Garment exporters will continue to get a rebate on central and state taxes on their outward shipments as the government on Wednesday approved extension of Rebate of State and Central Levies and Taxes (RoSCTL) scheme till March 2024. The move is aimed at enhancing competitiveness of the labour-intensive textiles sector.
The Union Cabinet chaired by Prime Minister Narendra Modi has given its approval for continuation of RoSCTL with the same rates as notified by the Ministry of Textiles for exports of apparel/garments and made-ups. "The scheme will continue till March 31, 2024. It will help boost exports and job creation," Information and Broadcasting Minister Anurag Thakur told reporters on Wednesday.
The sectors covered under this scheme (apparel/garments and made-ups) would not get benefits under the Remission of Duties and Taxes on Exported Products (RoDTEP) scheme. However, textiles products which are not covered under the RoSCTL would be eligible to avail the benefits, if any, under RoDTEP along with other products as finalised by the Department of Commerce.
The scheme will be implemented by the Department of Revenue with end-to-end digitisation for issuance of transferrable Duty Credit Scrip, which will be maintained in an electronic ledger in the customs system. Revised guidelines for continuation and implementation of the RoSCTL scheme will be prepared by the Ministry of Textiles in consultation with the Department of Revenue with necessary flexibilities to fine tune the operational details, implementation modalities and scheduling.
"Continuation of RoSCTL for apparel/garments and made-ups is expected to make these products globally competitive by rebating all embedded taxes/levies which are currently not being rebated under any other mechanism," an official statement said. Under this scheme, exporters are issued a Duty Credit Scrip for the value of embedded taxes and levies contained in the exported product. Exporters can use this scrip to pay basic customs duty for the import of equipment, machinery or any other input.
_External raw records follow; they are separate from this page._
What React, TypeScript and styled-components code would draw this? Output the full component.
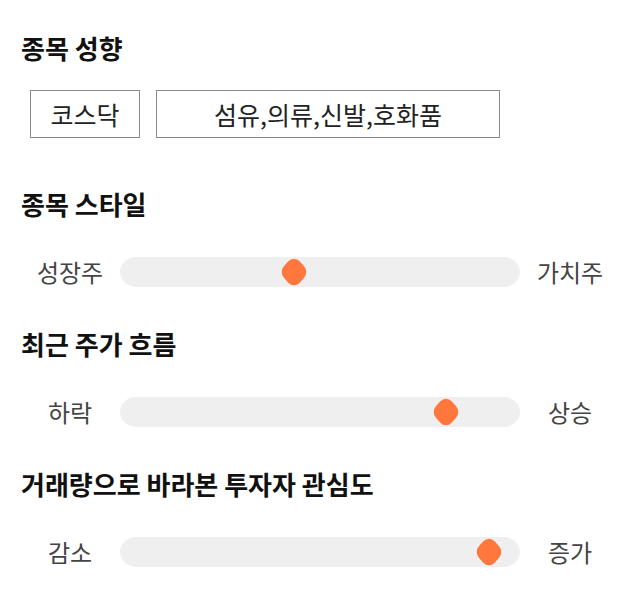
import React from 'react'
import styled, { createGlobalStyle } from 'styled-components'

const GlobalStyle = createGlobalStyle`
  body {
    margin: 0;
    background: #ffffff;
    font-family: 'Noto Sans CJK KR', 'Noto Sans', sans-serif;
  }
`

const Page = styled.div`
  display: flex;
  flex-direction: column;
  width: 600px;
  padding: 33px 20px 20px;
`

const Section = styled.section<{ $gap: number }>`
  display: flex;
  flex-direction: column;
  margin-top: ${(p) => p.$gap}px;
`

const Title = styled.h2`
  margin: 0;
  padding-left: 1px;
  font-size: 26px;
  line-height: 30px;
  font-weight: 700;
  color: #111111;
`

const TagRow = styled.div`
  display: flex;
  gap: 16px;
  margin-top: 27px;
  padding-left: 10px;
`

const Tag = styled.div<{ $width: number }>`
  display: flex;
  align-items: center;
  justify-content: center;
  box-sizing: border-box;
  width: ${(p) => p.$width}px;
  height: 48px;
  border: 1px solid #8a8a8a;
  font-size: 25px;
  color: #222222;
`

const SliderRow = styled.div`
  display: grid;
  grid-template-columns: 100px 1fr 100px;
  align-items: center;
  margin-top: 38px;
`

const SideLabel = styled.span`
  text-align: center;
  font-size: 24px;
  line-height: 30px;
  color: #444444;
`

const Track = styled.div`
  position: relative;
  height: 30px;
  border-radius: 16px / 15px;
  background: #efefef;
`

const Thumb = styled.div`
  position: absolute;
  top: 0;
  width: 28px;
  height: 30px;
  margin-left: -14px;
  display: flex;
  align-items: center;
  justify-content: center;

  &::before {
    content: '';
    width: 22px;
    height: 22px;
    border-radius: 8px;
    background: #ff773d;
    transform: scaleY(1.08) rotate(45deg);
  }
`

const sliders = [
  { title: '종목 스타일', left: '성장주', right: '가치주', pos: 0.435, gap: 51 },
  { title: '최근 주가 흐름', left: '하락', right: '상승', pos: 0.815, gap: 42 },
  { title: '거래량으로 바라본 투자자 관심도', left: '감소', right: '증가', pos: 0.922, gap: 42 },
]

export default function App() {
  return (
    <>
      <GlobalStyle />
      <Page>
        <Section $gap={0}>
          <Title>종목 성향</Title>
          <TagRow>
            <Tag $width={110}>코스닥</Tag>
            <Tag $width={344}>섬유,의류,신발,호화품</Tag>
          </TagRow>
        </Section>

        {sliders.map((s) => (
          <Section key={s.title} $gap={s.gap}>
            <Title>{s.title}</Title>
            <SliderRow>
              <SideLabel>{s.left}</SideLabel>
              <Track>
                <Thumb style={{ left: `${s.pos * 100}%` }} />
              </Track>
              <SideLabel>{s.right}</SideLabel>
            </SliderRow>
          </Section>
        ))}
      </Page>
    </>
  )
}
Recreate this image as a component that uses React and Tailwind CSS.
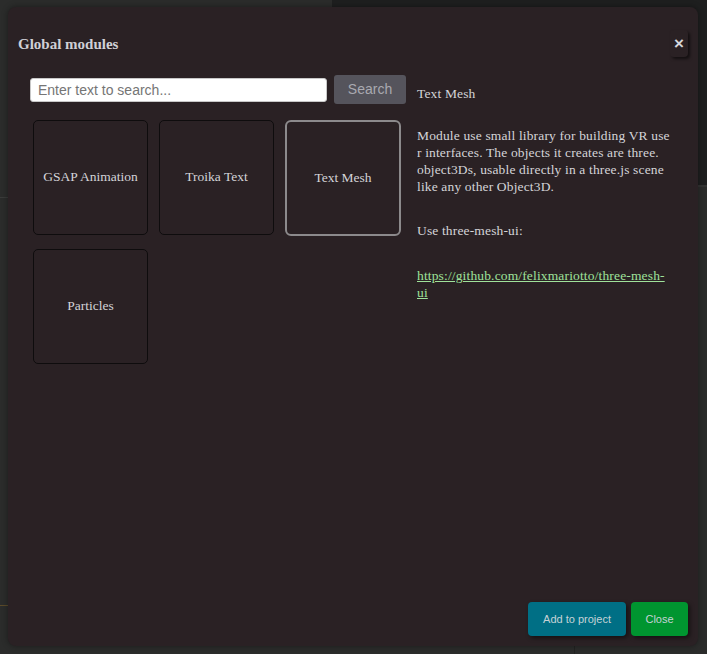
const MODULES = [
  { id: 'gsap', name: 'GSAP Animation' },
  { id: 'troika', name: 'Troika Text' },
  { id: 'mesh', name: 'Text Mesh' },
  { id: 'particles', name: 'Particles' }
]

const serif = "font-['Liberation_Serif','Times_New_Roman',serif]"
const sans = "font-['Liberation_Sans',Arial,sans-serif]"

export default function App() {
  const selected = 'mesh'

  return (
    <div className="relative h-[654px] w-full overflow-hidden bg-[#2b2c2b]">
      {/* page behind the dialog */}
      <div className="flex h-full">
        <div className="w-[332px]">
          <div className="h-[198px] border-b border-[#3a3b3a]" />
          <div className="h-[407px]" />
          <div className="h-px w-[10px] bg-[#5a4a2a]" />
        </div>
        <div className="flex flex-1 flex-col">
          <div className="h-[187px] border-b-2 border-[#333433] bg-[#1e1f1f]" />
          <div className="flex flex-1 justify-start">
            <div className="ml-[242px] h-full border-l border-[#222322]" />
          </div>
        </div>
      </div>

      {/* dialog */}
      <div className="absolute left-[8px] top-[7px] flex h-[639px] w-[690px] flex-col rounded-lg bg-[#2a2124] shadow-[0_0_6px_rgba(0,0,0,0.4)]">
        <div className="flex items-center justify-between px-[10px] pt-[23px]">
          <h2 className={`${serif} text-[15px] font-bold leading-[27px] text-[#d0d0d6] translate-y-px`}>
            Global modules
          </h2>
          <button className={`${sans} flex h-[27px] w-[18px] items-center justify-center rounded-sm text-[17px] font-bold text-[#d6d6dc] shadow-[2px_2px_3px_rgba(0,0,0,0.55)]`}>
            ×
          </button>
        </div>

        <div className="mt-[18px] flex pl-[22px]">
          <div className="w-[376px]">
            <div className="flex items-center gap-[7px]">
              <input
                type="text"
                placeholder="Enter text to search..."
                className={`${sans} h-[24px] w-[297px] rounded-[3px] border border-[#c8c8c8] bg-white px-[7px] text-[14px] text-[#333] placeholder:text-[#757575] outline-none`}
              />
              <button className={`${sans} h-[29px] w-[72px] rounded-[3px] bg-[#55545c] text-[14px] text-[#a9a9b0]`}>
                Search
              </button>
            </div>

            <div className="ml-[3px] mt-[16px] flex w-[370px] flex-wrap gap-x-[11px] gap-y-[13px]">
              {MODULES.map((m) => (
                <div
                  key={m.id}
                  className={
                    m.id === selected
                      ? `${serif} flex h-[116px] w-[116px] items-center justify-center rounded-[6px] border-2 border-[#8c8a8c] text-[13.5px] text-[#d4d4d8]`
                      : `${serif} flex h-[115px] w-[115px] items-center justify-center rounded-[5px] border border-[#0e0c0d] text-[13.5px] text-[#d4d4d8]`
                  }
                >
                  {m.name}
                </div>
              ))}
            </div>
          </div>

          <div className={`${serif} ml-[11px] w-[256px] pt-[10px] text-[13.5px] leading-[17px] tracking-[0.15px] text-[#d4d4d8]`}>
            <p>Text Mesh</p>
            {/* the description breaks mid-word, as in the module's own text box */}
            <p className="mt-[25px] break-all">
              Module use small library for building VR use<br />
              r interfaces. The objects it creates are three.<br />
              object3Ds, usable directly in a three.js scene<br />
              like any other Object3D.
            </p>
            <p className="mt-[27px]">Use three-mesh-ui:</p>
            <p className="mt-[28px] w-[250px]">
              <a href="#" className="text-[#9fe29a] underline">
                https://github.com/felixmariotto/three-mesh-ui
              </a>
            </p>
          </div>
        </div>

        <div className={`${sans} mt-auto flex justify-end gap-[5px] pb-[10px] pr-[10px] text-[11px] text-[#c6d2d6]`}>
          <button className="h-[34px] w-[98px] rounded-[4px] bg-[#006f85] shadow-[2px_2px_4px_rgba(0,0,0,0.5)]">
            Add to project
          </button>
          <button className="h-[34px] w-[57px] rounded-[4px] bg-[#009530] shadow-[2px_2px_4px_rgba(0,0,0,0.5)]">
            Close
          </button>
        </div>
      </div>
    </div>
  )
}
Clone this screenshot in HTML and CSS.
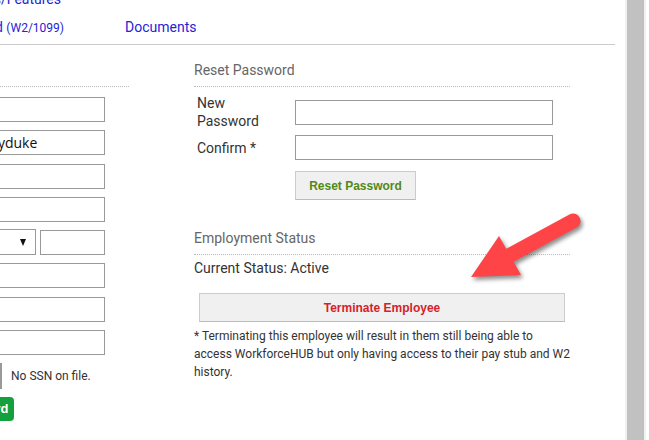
FILE: index.html
```html
<!DOCTYPE html>
<html lang="en">
<head>
    <meta charset="UTF-8">
    <meta name="viewport" content="width=device-width, initial-scale=1.0">
    <title>Employee Details</title>
    <link rel="stylesheet" href="styles.css">
</head>
<body>
    <div class="page">
        <div class="nav">
            <div class="nav-row nav-row-top">
                <a class="nav-link nav-first nav-features" href="#">Benefits/Features</a>
            </div>
            <div class="nav-row">
                <a class="nav-link nav-first" href="#">Year End <small>(W2/1099)</small></a>
                <a class="nav-link nav-docs" href="#">Documents</a>
            </div>
        </div>

        <div class="columns">
            <div class="col-left">
                <div class="section-title">Employee Info</div>
                <div class="info-rows">
                    <div class="info-row"><label>First Name</label><input type="text"></div>
                    <div class="info-row"><label>Username</label><input type="text" class="username" value="jmoodyduke"></div>
                    <div class="info-row"><label>Last Name</label><input type="text"></div>
                    <div class="info-row"><label>Address</label><input type="text"></div>
                    <div class="info-row">
                        <label>State / Zip</label>
                        <div class="field-split">
                            <div class="select-box"><span class="select-caret"></span></div>
                            <input type="text" class="zip">
                        </div>
                    </div>
                    <div class="info-row"><label>Phone</label><input type="text"></div>
                    <div class="info-row"><label>Email</label><input type="text"></div>
                    <div class="info-row"><label>Birth Date</label><input type="text"></div>
                    <div class="info-row">
                        <label>SSN</label>
                        <div class="ssn">
                            <div class="ssn-box"></div>
                            <span class="ssn-text">No SSN on file.</span>
                        </div>
                    </div>
                </div>
                <div class="save-row">
                    <button class="btn-save">Save Record</button>
                </div>
            </div>

            <div class="col-right">
                <div class="section-title">Reset Password</div>
                <div class="pw-form">
                    <label class="pw-label">New Password</label>
                    <input type="password">
                    <label class="pw-label">Confirm *</label>
                    <input type="password">
                </div>
                <button class="btn-grey btn-reset">Reset Password</button>

                <div class="section-title section-status">Employment Status</div>
                <div class="status">Current Status: Active</div>
                <button class="btn-grey btn-terminate">Terminate Employee</button>
                <p class="note">* Terminating this employee will result in them still being able to<br>access WorkforceHUB but only having access to their pay stub and W2 history.</p>
            </div>
        </div>
    </div>

    <!-- callout arrow drawn over the page -->
    <svg class="arrow" width="649" height="440" viewBox="0 0 649 440">
        <g class="arrow-shape">
            <line x1="573" y1="221" x2="503" y2="259" stroke="#ff4447" stroke-width="15" stroke-linecap="round"/>
            <polygon points="499,236 471,277 521,275" fill="#ff4447"/>
        </g>
    </svg>

    <div class="scrollbar"><div class="scrollbar-thumb"></div></div>
</body>
</html>
```

FILE: styles.css
```css
body {
    font-family: 'Roboto', 'Liberation Sans', sans-serif;
    font-size: 14px;
    color: #333;
    margin: 0;
    overflow: hidden;
    background: #fff;
    position: relative;
    height: 440px;
}

.page {
    width: 615px;
}

/* top navigation */
.nav {
    border-bottom: 1px solid #ccc;
    padding-bottom: 7px;
}

.nav-row {
    display: flex;
    line-height: 18px;
    margin-top: 10px;
    white-space: nowrap;
}

.nav-row-top {
    margin-top: -10px;
}

.nav-link {
    color: #2424d6;
    text-decoration: none;
}

.nav-first {
    width: 264px;
    margin-left: -200px;
    text-align: right;
}

.nav-features {
    padding-right: 3px;
    box-sizing: border-box;
}

.nav-link small {
    font-size: 12px;
}

.nav-docs {
    margin-left: 61px;
}

/* columns */
.columns {
    display: flex;
    margin-left: -131px;
}

.col-left {
    width: 260px;
}

.col-right {
    width: 376px;
    margin-left: 65px;
}

.section-title {
    margin-top: 15px;
    line-height: 20px;
    padding-bottom: 6px;
    border-bottom: 1px dotted #bbb;
    color: #666;
}

input {
    height: 25px;
    box-sizing: border-box;
    border: 1px solid #999;
    padding: 2px 4px;
    font-family: 'Open Sans', 'DejaVu Sans', sans-serif;
    font-size: 14px;
    color: #111;
    margin: 0;
    background: #fff;
}

/* left column rows */
.info-rows {
    margin-top: 10px;
}

.info-row {
    display: grid;
    grid-template-columns: 86px 150px;
    height: 25px;
    margin-bottom: 8.3px;
    align-items: center;
}

.info-row label {
    color: #333;
}

.info-row input {
    width: 150px;
}

.info-row .username {
    padding-left: 0;
}

.field-split {
    display: flex;
    gap: 4px;
}

.select-box {
    flex: 1;
    height: 26px;
    margin-top: -1px;
    box-sizing: border-box;
    border: 1px solid #999;
    display: flex;
    align-items: center;
    justify-content: flex-end;
    padding-right: 9px;
}

.select-caret {
    width: 0;
    height: 0;
    border-left: 3.5px solid transparent;
    border-right: 3.5px solid transparent;
    border-top: 7px solid #111;
}

.field-split .zip {
    width: 65px;
}

.ssn {
    display: flex;
    align-items: center;
}

.ssn-box {
    width: 47px;
    height: 26px;
    box-sizing: border-box;
    border: 1px solid #999;
    border-right-width: 2px;
    background: #fafafa;
}

.ssn-text {
    margin-left: 9px;
    font-size: 12px;
}

.save-row {
    display: flex;
    justify-content: flex-end;
    width: 144.5px;
    margin-top: 8px;
}

.btn-save {
    height: 24px;
    padding: 0 5px 0 8px;
    border: none;
    border-radius: 4px;
    background-color: #14a03c;
    color: #fff;
    font-family: 'Liberation Sans', sans-serif;
    font-weight: bold;
    font-size: 13px;
}

/* right column */
.pw-form {
    display: grid;
    grid-template-columns: 98px 258px;
    row-gap: 5px;
    margin-top: 7px;
    padding-left: 3px;
    align-items: center;
}

.pw-label {
    width: 70px;
    line-height: 18px;
    color: #333;
}

.pw-form input {
    width: 258px;
}

.btn-grey {
    display: block;
    height: 29px;
    box-sizing: border-box;
    background-color: #f0f0f0;
    border: 1px solid #ccc;
    border-bottom-color: #bbb;
    font-family: 'Liberation Sans', sans-serif;
    font-weight: bold;
    font-size: 12px;
    cursor: pointer;
}

.btn-reset {
    margin: 11px 0 0 101px;
    width: 121px;
    color: #4f8a16;
}

.section-status {
    margin-top: 28px;
}

.status {
    margin-top: 3px;
    line-height: 20px;
}

.btn-terminate {
    margin: 15px 0 0 5px;
    width: 366px;
    color: #d3222a;
}

.note {
    margin: 5px 0 0;
    width: 380px;
    font-size: 12px;
    line-height: 18px;
    color: #333;
}

/* overlays */
.arrow {
    position: absolute;
    top: 0;
    left: 0;
    pointer-events: none;
}

.arrow-shape {
    filter: drop-shadow(2px 3px 2px rgba(0, 0, 0, 0.45));
}

.scrollbar {
    position: fixed;
    top: 0;
    bottom: 0;
    left: 625px;
    width: 21px;
    background-color: #f1f1f1;
}

.scrollbar-thumb {
    margin: 0 2px;
    height: 100%;
    background-color: #c1c1c1;
}
```
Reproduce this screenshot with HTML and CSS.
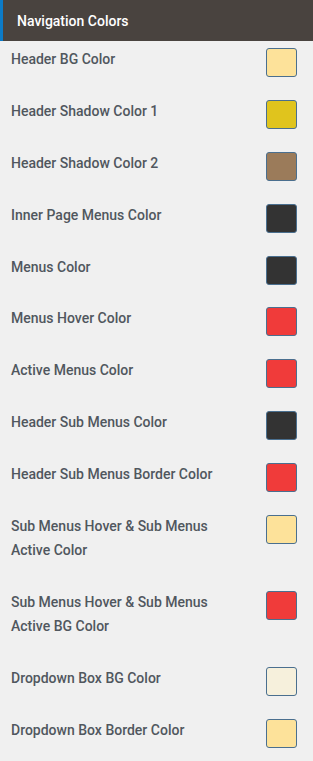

These scrips are tradeable. So, if the exporter does not need this for his personal use, he can transfer the same to any other importer. Earlier, under the RoSCTL scheme, maximum rate of rebate for apparel was 6.05 percent while for made-ups, this was up to 8.2 percent.
The made-ups segment comprises home textiles products such as bed linen, curtains, pillows and carpets. Commenting on the latest decision, Apparel Export Promotion Council (AEPC) Chairman A Sakthivel said the extension will help exporters get all embedded taxes and make products globally competitive.
"The scheme will go a long way in bringing back positive sentiments and helping the Indian textile value chain attain USD 100 billion annual exports in next three years," he added. Sakthivel also said the scheme will prove to be a major strategic decision towards generating lakhs of new employment, particularly for the vulnerable sections, including semi-skilled, rural youth, migrants and women in the MSME segment. The government has extended the benefits of the scheme with effect from January 1, 2021 to March 2024.
The official statement said that it is a globally accepted principle that taxes and duties should not be exported, to enable a level-playing field in the international market for the exporters. In addition to import duties and GST which are generally refunded, there are various other taxes/duties that are levied by central, state and local governments which are not refunded to the exporters. These taxes and levies get embedded in the price of the ultimate product being exported. "Such embedded taxes and levies increase the price of Indian apparel and made-ups and make it difficult for them to compete in the international market," it said. Some of the cess, duties for which taxes and levies are not refunded and are part of embedded taxes directly and indirectly are duties and cesses on fuel used for transportation of goods, generation of power and for the farm sector; mandi tax; duty on electricity charges at all levels of the production chain; stamp duty; GST paid on input such as pesticides, fertilisers, and on purchases from unregistered dealers; and cess on coal or any other products.
Realising the importance of refund of embedded taxes, cesses and duties, the Ministry of Textiles first launched a scheme by the name of Rebate of State Levies (ROSL) in 2016. In 2019, the ministry notified a new scheme - RoSCTL. "Just one year after the launch of RoSCTL, the pandemic set in and it has been felt that there is a need to provide some stable policy regime for the exporters. In the textiles industry, buyers place long term orders and exporters have to chalk out their activities well in advance, it is important that the policy regime regarding export for these products should be stable," it said.